In de trein zitten twee dames tegenover elkaar -net hun tienerjaren ontgroeid, en druk in gesprek. Een van hen drinkt koffie uit een thermosbeker. Het lijkt op een kinderbeker met een deksel en drinktuit. Ze neemt een flinke teug uit de beker en spoelt de koffie eerst door haar mond voordat ze de slok koffie wegwerkt. Ze trekt er ook een raar gezicht bij. Ze is al een echte jongedame, en toch nog een beetje een klein kind.
Ik heb geen zicht op de andere jongedame, maar ik kan haar wel horen praten. Ze probeert haar gesprekspartner met de thermosbeker te overreden dat het Nederlandse woord die een negatief woord is. Niet 100% negatief, maar wanneer het woord die als een bijvoeglijk voornaamwoord wordt gebruikt, in plaats van een aanwijzend voornaamwoord, dan heeft het volgens haar vaak een negatieve lading. Ze vertelt de andere vrouw er eens op te letten.
Wanneer mensen over een persoon praten en het woord die wordt voor de naam geplaatst, dan heeft men vaak geen hoge pet op van de persoon. Ze vertelt over een ex-manager die op het werk was vertrokken. De persoon in kwestie werd door anderen die Manager genoemd. Door het toevoegen van het woord die voor de naam, wist ze dat de persoon niet helemaal in gelukkige toestand bij het bedrijf was vertrokken.

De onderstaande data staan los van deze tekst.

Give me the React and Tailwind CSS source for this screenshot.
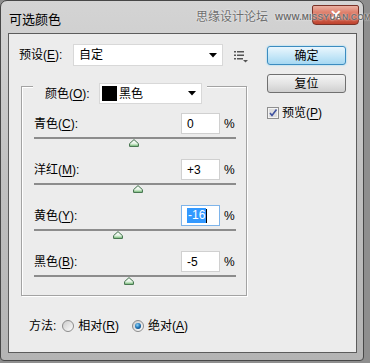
import React from 'react'

const SLIDERS = [
  { name: '青色', key: 'C', value: '0', v: 0 },
  { name: '洋红', key: 'M', value: '+3', v: 4 },
  { name: '黄色', key: 'Y', value: '-16', v: -16, selected: true },
  { name: '黑色', key: 'B', value: '-5', v: -5 },
]

function Mn({ label, k }) {
  return (
    <>
      {label}(<span className="underline underline-offset-[2px]">{k}</span>):
    </>
  )
}

function Arrow() {
  return (
    <svg width="8" height="5" viewBox="0 0 8 5" className="ml-auto">
      <path d="M0 0 H8 L4 4.5 Z" fill="#000" />
    </svg>
  )
}

function Thumb() {
  return (
    <svg width="10" height="8" viewBox="0 0 10 8">
      <defs>
        <linearGradient id="thumbFill" x1="0" y1="0" x2="0" y2="1">
          <stop offset="0" stopColor="#ffffff" />
          <stop offset="0.55" stopColor="#e8f4e8" />
          <stop offset="1" stopColor="#7cc47c" />
        </linearGradient>
      </defs>
      <path d="M5 0.6 L9.4 4.6 L9.4 7.4 L0.6 7.4 L0.6 4.6 Z" fill="url(#thumbFill)" stroke="#3e6e48" strokeWidth="1" />
    </svg>
  )
}

function MenuIcon() {
  return (
    <svg width="14" height="12" viewBox="0 0 14 12">
      <rect x="0" y="0" width="2" height="1.5" fill="#555" />
      <rect x="3" y="0" width="7" height="1.5" fill="#555" />
      <rect x="0" y="3.5" width="2" height="1.5" fill="#555" />
      <rect x="3" y="3.5" width="7" height="1.5" fill="#555" />
      <rect x="0" y="7" width="2" height="1.5" fill="#555" />
      <rect x="3" y="7" width="6" height="1.5" fill="#555" />
      <path d="M9 9 H14 L11.5 11.5 Z" fill="#555" />
    </svg>
  )
}

function SliderRow({ s, first }) {
  return (
    <div className={first ? 'mt-[9px]' : 'mt-[12px]'}>
      <div className="flex items-center h-[21px]">
        <span className="leading-none">
          <Mn label={s.name} k={s.key} />
        </span>
        <div
          className={`ml-auto w-[39px] h-[21px] bg-white flex items-center pl-[5px] border ${
            s.selected ? 'border-[#7eb4ea]' : 'border-[#d0d0d0]'
          }`}
        >
          {s.selected ? (
            <span className="flex items-center">
              <span className="bg-[#3399ff] text-white leading-[15px] px-[1px]">{s.value}</span>
              <span className="w-[1px] h-[14px] bg-black" />
            </span>
          ) : (
            <span className="leading-none">{s.value}</span>
          )}
        </div>
        <span className="ml-[4px] w-[12px] leading-none">%</span>
      </div>
      <div className="relative mt-[3px] h-[2px] bg-[#8c8c8c]">
        <div className="absolute top-[2px]" style={{ left: 100 + s.v - 5 }}>
          <Thumb />
        </div>
      </div>
      <div className="h-[8px]" />
    </div>
  )
}

function Radio({ checked }) {
  return (
    <svg width="12" height="12" viewBox="0 0 12 12">
      <defs>
        <linearGradient id={checked ? 'rOn' : 'rOff'} x1="0" y1="0" x2="1" y2="1">
          <stop offset="0" stopColor="#c9c9c9" />
          <stop offset="1" stopColor="#ffffff" />
        </linearGradient>
        <radialGradient id="dot" cx="0.4" cy="0.35" r="0.7">
          <stop offset="0" stopColor="#8fd6f8" />
          <stop offset="0.6" stopColor="#2477b8" />
          <stop offset="1" stopColor="#0d4a80" />
        </radialGradient>
      </defs>
      <circle cx="6" cy="6" r="5.5" fill={`url(#${checked ? 'rOn' : 'rOff'})`} stroke="#8a8a8a" strokeWidth="1" />
      {checked && <circle cx="6" cy="6" r="3" fill="url(#dot)" />}
    </svg>
  )
}

export default function App() {
  return (
    <div className="w-[370px] h-[363px] bg-[#8e8e8e] font-['Liberation_Sans','Noto_Sans_CJK_SC',sans-serif] text-[12px] text-black overflow-hidden">
      <div className="w-[364px] h-[361px] rounded-t-[7px] rounded-b-[4px] border border-[#474747] bg-gradient-to-b from-[#d4d4d4] via-[#c0c0c0] to-[#b4b4b4]">
        {/* title bar */}
        <div className="relative h-[32px] flex items-center pl-[8px]">
          <span className="text-[13px] leading-none mt-[4px]">可选颜色</span>
          <div className="absolute right-[4px] top-[4px] w-[47px] h-[20px] rounded-b-[4px] rounded-t-[2px] border border-[#7a3328] bg-gradient-to-b from-[#eab0a2] via-[#d66a55] to-[#c0442f] flex items-center justify-center">
            <span className="text-white font-bold text-[14px] leading-none">✕</span>
          </div>
          <div className="absolute left-[195px] top-[10px] flex items-center gap-[7px] whitespace-nowrap text-[#6e6e6e] [text-shadow:0_0_2px_#fff]">
            <span className="text-[12px] leading-none">思缘设计论坛</span>
            <span className="text-[8.5px] font-bold leading-none tracking-[0.2px]">WWW.MISSYUAN.COM</span>
          </div>
        </div>

        {/* client area */}
        <div className="ml-[7px] w-[349px] h-[320px] border border-[#5c5c5c] bg-[#ececec] flex pl-[10px]">
          {/* left column */}
          <div className="w-[229px]">
            <div className="mt-[10px] flex items-center h-[22px]">
              <span className="leading-none w-[54px]">
                <Mn label="预设" k="E" />
              </span>
              <div className="w-[150px] h-[22px] bg-white border border-[#d8d8d8] flex items-center pl-[5px] pr-[5px]">
                <span className="leading-none">自定</span>
                <Arrow />
              </div>
              <div className="ml-[11px] mt-[3px]">
                <MenuIcon />
              </div>
            </div>

            <div className="mt-[20px] ml-[2px] w-[226px] h-[210px] border border-[#a3a3a3] shadow-[inset_1px_1px_0_#fff,1px_1px_0_#fff]">
              <div className="-mt-[4px] ml-[11px] w-[174px] flex items-center bg-[#ececec] pl-[12px]">
                <span className="leading-none w-[54px]">
                  <Mn label="颜色" k="O" />
                </span>
                <div className="w-[103px] h-[21px] bg-white border border-[#d8d8d8] flex items-center pl-[2px] pr-[5px]">
                  <span className="w-[15px] h-[15px] bg-black" />
                  <span className="ml-[2px] leading-none">黑色</span>
                  <Arrow />
                </div>
              </div>
              <div className="pl-[12px] pr-[10px]">
                {SLIDERS.map((s, i) => (
                  <SliderRow key={s.key} s={s} first={i === 0} />
                ))}
              </div>
            </div>

            <div className="mt-[23px] flex items-center h-[14px] pl-[10px]">
              <span className="leading-none">方法:</span>
              <span className="ml-[6px] flex">
                <Radio />
              </span>
              <span className="ml-[4px] leading-none">
                相对(<span className="underline underline-offset-[2px]">R</span>)
              </span>
              <span className="ml-[13px] flex">
                <Radio checked />
              </span>
              <span className="ml-[4px] leading-none">
                绝对(<span className="underline underline-offset-[2px]">A</span>)
              </span>
            </div>
          </div>

          {/* right column */}
          <div className="ml-[19px] w-[79px] pt-[12px]">
            <div className="h-[19px] rounded-[3px] border border-[#3c8cc0] bg-gradient-to-b from-[#eaf6fd] via-[#c8e8f8] to-[#a6d8f2] shadow-[0_0_2px_#7ad0f8] flex items-center justify-center">
              <span className="leading-none">确定</span>
            </div>
            <div className="mt-[9px] h-[19px] rounded-[3px] border border-[#707070] bg-gradient-to-b from-[#f4f4f4] via-[#e4e4e4] to-[#cfcfcf] flex items-center justify-center">
              <span className="leading-none">复位</span>
            </div>
            <div className="mt-[13px] flex items-center h-[13px]">
              <svg width="12" height="12" viewBox="0 0 12 12">
                <rect x="0.5" y="0.5" width="11" height="11" fill="#f4f4f4" stroke="#8f8f8f" />
                <rect x="2" y="2" width="8" height="8" fill="#dedede" />
                <path d="M3 6 L5 8.5 L9.5 2.5" fill="none" stroke="#3f52a0" strokeWidth="1.6" />
              </svg>
              <span className="ml-[3px] leading-none">
                预览(<span className="underline underline-offset-[2px]">P</span>)
              </span>
            </div>
          </div>
        </div>
      </div>
    </div>
  )
}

De koffie spoelende jongedame zegt dat ze zichzelf er soms op betrapt dat ze ook ik wel eens het woord die gebruikt in negatieve zin. Zo wordt ze hartstikke moe van al die mensen met een mening over haar vriendje. Ikzelf denk er ook even over na. Men zegt nooit dat ze dolblij van die mensen worden. Het woord die wordt dan dikwijls vervangen door het woord deze. Van een bijvoeglijk naamwoord, weer terug naar het aanwijzend voornaamwoord.